Work to be completed
Start at the line that contains "Rebuild this screenshot", stop at the line that contains "import React from 'react';", and repeat every line in that span, those two included, with no pictures.

Supplied records
════════════════
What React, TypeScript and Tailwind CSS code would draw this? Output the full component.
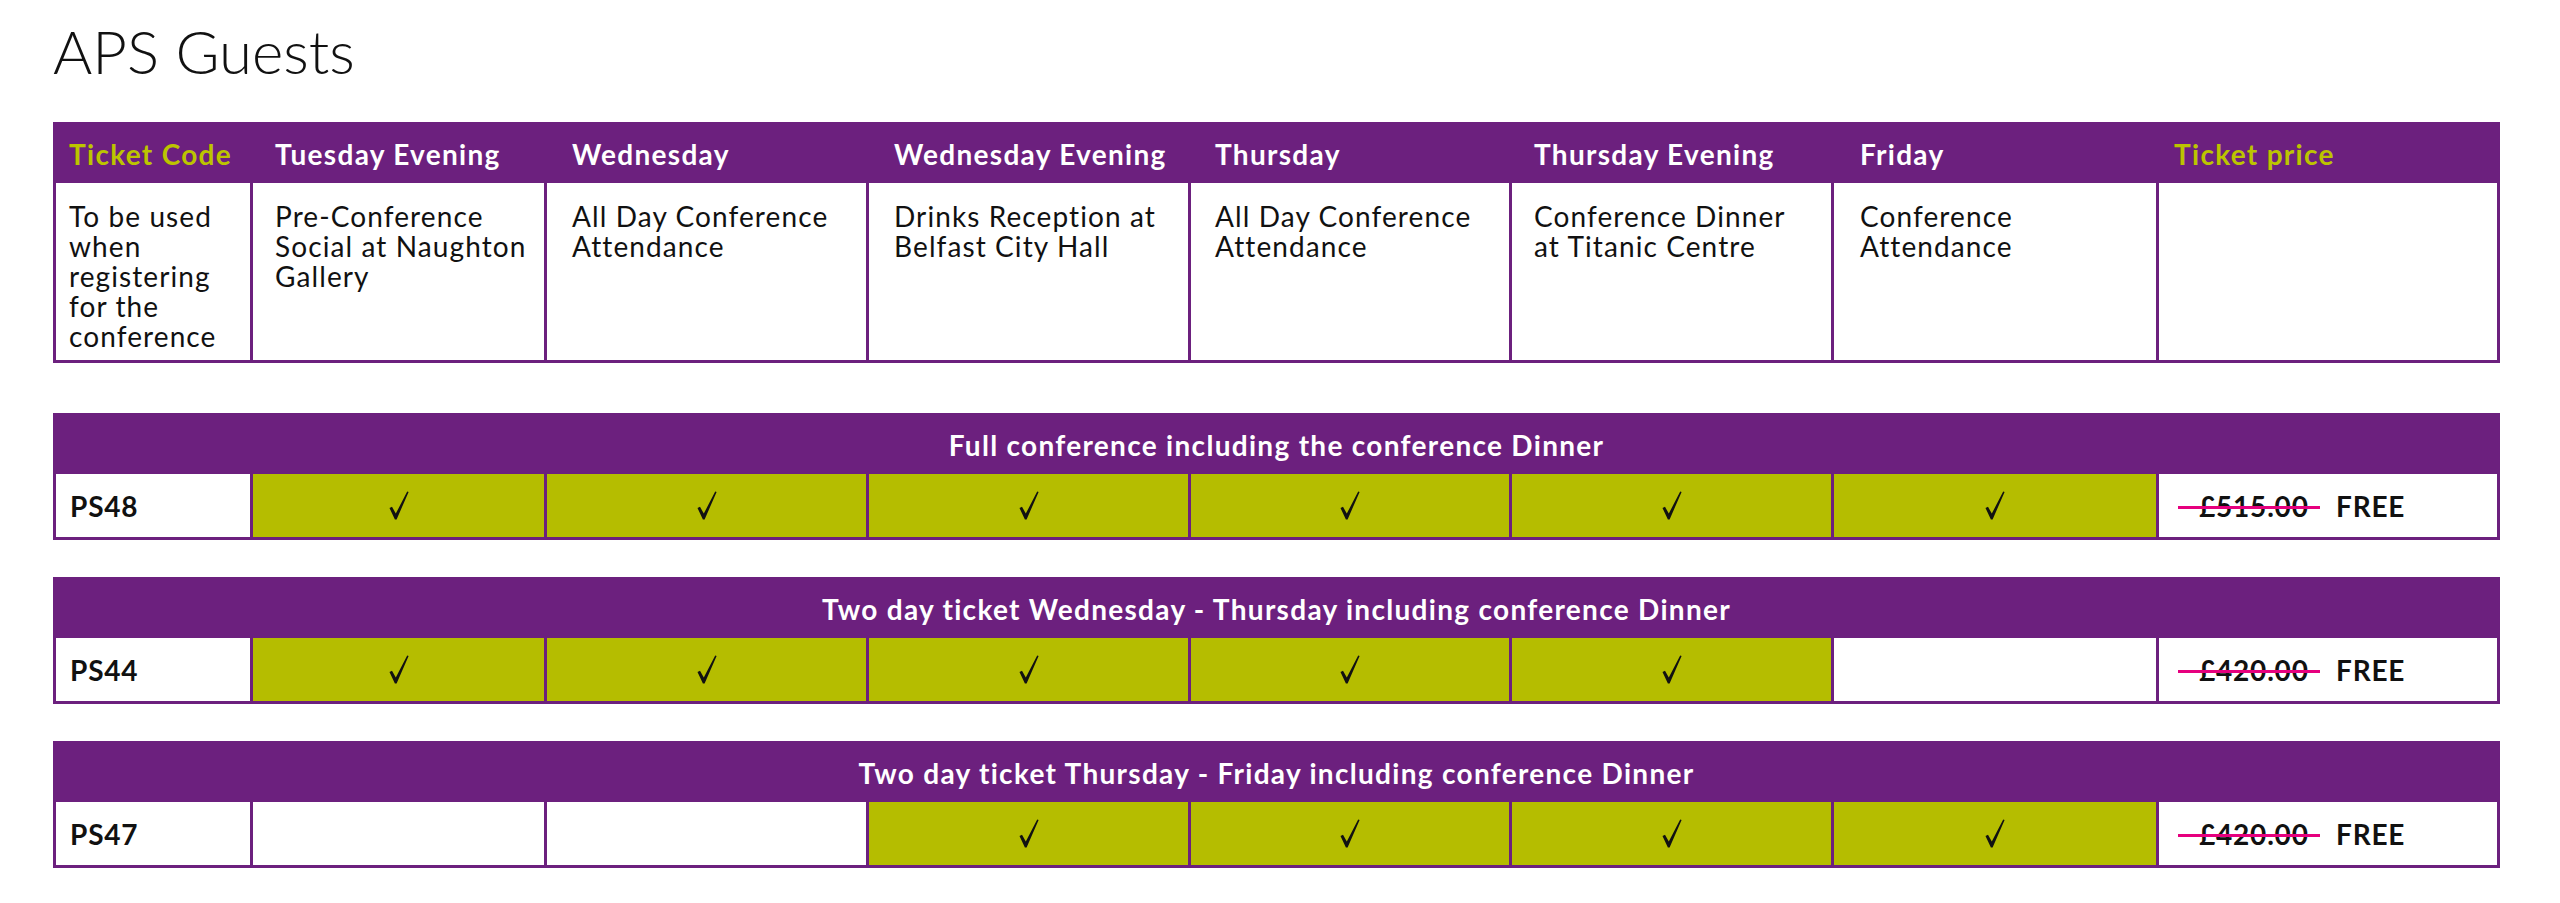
════════════════
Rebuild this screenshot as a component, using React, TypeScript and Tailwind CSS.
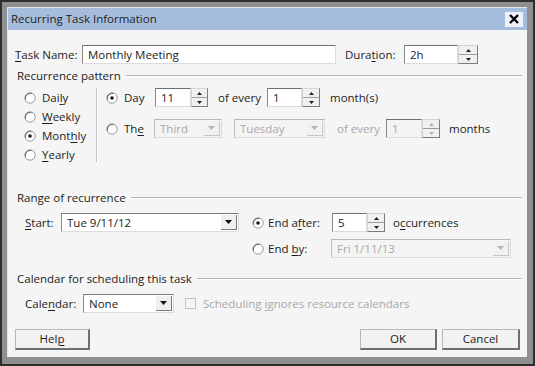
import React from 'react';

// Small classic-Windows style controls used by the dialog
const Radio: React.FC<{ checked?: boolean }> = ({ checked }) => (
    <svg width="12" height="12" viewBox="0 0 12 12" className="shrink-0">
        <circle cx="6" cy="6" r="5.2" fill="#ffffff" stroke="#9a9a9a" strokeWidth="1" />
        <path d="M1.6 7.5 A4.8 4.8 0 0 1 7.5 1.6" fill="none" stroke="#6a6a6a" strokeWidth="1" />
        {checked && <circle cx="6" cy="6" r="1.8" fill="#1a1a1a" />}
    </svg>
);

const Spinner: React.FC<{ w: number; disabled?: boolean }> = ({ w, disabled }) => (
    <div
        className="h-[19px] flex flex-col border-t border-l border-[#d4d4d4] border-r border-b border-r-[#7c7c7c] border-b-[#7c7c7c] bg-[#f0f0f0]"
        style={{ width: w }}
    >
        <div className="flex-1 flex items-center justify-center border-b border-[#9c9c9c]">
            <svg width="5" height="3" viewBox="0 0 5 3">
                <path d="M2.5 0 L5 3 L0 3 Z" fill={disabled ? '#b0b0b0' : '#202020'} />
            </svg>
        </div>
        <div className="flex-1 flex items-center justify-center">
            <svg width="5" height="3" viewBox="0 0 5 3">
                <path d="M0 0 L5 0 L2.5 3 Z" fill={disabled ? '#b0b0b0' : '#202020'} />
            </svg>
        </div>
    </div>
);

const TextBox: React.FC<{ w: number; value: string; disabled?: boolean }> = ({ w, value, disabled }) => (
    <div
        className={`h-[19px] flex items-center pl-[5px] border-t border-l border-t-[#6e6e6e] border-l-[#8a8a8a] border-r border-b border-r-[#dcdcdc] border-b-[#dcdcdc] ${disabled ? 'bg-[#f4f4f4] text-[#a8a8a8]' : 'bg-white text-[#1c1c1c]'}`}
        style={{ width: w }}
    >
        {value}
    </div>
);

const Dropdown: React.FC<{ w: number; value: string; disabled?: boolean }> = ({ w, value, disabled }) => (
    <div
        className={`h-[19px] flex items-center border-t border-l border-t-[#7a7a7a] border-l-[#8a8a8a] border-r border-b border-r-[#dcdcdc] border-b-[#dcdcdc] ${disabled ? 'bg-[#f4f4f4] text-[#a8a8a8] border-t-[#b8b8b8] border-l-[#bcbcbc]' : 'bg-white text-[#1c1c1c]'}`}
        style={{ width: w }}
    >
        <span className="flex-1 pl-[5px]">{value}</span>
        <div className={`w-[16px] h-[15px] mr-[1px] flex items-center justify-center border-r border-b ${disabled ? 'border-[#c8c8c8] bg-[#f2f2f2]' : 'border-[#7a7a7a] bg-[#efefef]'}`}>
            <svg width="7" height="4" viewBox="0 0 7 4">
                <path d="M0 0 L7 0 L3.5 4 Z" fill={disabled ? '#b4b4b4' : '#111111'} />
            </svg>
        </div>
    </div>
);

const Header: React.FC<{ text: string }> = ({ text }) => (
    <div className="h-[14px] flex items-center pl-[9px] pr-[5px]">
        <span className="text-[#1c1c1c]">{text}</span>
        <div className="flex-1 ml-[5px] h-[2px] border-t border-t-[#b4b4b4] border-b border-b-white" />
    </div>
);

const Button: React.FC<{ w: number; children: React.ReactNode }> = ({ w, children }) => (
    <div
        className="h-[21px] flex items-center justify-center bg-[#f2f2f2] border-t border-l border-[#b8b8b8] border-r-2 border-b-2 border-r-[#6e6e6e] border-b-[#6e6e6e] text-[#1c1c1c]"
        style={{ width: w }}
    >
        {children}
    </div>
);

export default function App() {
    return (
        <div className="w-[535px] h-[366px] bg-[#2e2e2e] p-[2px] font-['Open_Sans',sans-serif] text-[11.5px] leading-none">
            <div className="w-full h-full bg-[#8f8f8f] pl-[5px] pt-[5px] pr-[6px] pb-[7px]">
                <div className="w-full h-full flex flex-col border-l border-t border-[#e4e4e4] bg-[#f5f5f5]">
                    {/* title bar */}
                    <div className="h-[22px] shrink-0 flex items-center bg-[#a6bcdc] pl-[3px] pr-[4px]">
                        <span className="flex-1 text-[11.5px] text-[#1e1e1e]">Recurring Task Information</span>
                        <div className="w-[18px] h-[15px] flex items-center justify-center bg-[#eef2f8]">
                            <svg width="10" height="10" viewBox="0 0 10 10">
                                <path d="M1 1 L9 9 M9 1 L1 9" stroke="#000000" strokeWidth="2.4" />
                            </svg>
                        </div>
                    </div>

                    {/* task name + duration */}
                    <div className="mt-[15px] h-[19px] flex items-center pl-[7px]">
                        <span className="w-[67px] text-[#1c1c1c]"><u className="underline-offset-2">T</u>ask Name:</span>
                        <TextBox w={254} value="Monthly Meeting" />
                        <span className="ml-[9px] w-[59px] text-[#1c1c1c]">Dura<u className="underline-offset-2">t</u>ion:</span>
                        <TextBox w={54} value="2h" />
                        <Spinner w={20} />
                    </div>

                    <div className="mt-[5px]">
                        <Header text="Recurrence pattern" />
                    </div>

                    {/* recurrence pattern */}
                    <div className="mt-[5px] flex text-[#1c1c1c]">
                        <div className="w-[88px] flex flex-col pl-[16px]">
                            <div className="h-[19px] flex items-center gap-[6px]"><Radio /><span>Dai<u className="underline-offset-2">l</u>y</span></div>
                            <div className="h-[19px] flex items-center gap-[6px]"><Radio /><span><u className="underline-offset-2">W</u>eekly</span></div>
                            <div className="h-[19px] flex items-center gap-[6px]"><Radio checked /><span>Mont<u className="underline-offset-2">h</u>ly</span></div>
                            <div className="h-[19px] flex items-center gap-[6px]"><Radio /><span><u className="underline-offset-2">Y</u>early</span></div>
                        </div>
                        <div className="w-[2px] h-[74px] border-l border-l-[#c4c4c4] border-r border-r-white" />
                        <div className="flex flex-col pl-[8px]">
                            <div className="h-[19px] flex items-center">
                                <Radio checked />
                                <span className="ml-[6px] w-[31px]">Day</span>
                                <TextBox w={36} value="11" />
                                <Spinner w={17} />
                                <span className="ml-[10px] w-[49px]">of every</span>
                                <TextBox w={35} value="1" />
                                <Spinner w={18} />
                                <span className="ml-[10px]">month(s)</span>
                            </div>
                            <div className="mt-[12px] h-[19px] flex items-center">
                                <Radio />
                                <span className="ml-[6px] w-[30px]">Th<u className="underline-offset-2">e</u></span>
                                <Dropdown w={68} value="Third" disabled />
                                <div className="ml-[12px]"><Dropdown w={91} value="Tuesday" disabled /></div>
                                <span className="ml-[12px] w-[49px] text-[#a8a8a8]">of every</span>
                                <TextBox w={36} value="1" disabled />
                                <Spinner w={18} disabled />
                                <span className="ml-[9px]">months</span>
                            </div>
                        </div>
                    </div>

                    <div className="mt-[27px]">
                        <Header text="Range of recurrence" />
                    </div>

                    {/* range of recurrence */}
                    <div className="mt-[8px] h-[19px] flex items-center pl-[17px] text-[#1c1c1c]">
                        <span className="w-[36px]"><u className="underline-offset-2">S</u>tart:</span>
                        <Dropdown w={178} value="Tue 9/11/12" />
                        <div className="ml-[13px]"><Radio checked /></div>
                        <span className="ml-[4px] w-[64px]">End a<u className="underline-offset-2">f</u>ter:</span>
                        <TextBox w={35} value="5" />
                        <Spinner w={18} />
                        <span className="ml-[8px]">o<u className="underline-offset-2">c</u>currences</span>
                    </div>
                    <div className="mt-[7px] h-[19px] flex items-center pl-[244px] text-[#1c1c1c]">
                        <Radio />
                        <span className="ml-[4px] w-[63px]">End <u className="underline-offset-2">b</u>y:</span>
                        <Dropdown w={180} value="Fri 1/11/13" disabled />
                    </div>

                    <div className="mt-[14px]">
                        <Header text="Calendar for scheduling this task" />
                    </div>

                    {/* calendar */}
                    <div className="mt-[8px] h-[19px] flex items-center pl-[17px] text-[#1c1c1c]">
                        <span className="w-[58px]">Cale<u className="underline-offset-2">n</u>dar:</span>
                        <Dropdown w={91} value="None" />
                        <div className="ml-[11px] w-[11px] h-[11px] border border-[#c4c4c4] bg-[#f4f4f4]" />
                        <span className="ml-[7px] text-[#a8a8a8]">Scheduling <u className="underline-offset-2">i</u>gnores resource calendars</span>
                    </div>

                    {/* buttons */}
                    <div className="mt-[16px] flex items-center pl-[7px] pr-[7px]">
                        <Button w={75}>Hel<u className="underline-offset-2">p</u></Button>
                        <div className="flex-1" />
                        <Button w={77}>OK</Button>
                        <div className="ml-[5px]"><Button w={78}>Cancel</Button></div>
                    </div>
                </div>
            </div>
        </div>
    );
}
════════════════
Output below
Rebuild this screenshot as a component, using React, TypeScript and Tailwind CSS.
import React from 'react';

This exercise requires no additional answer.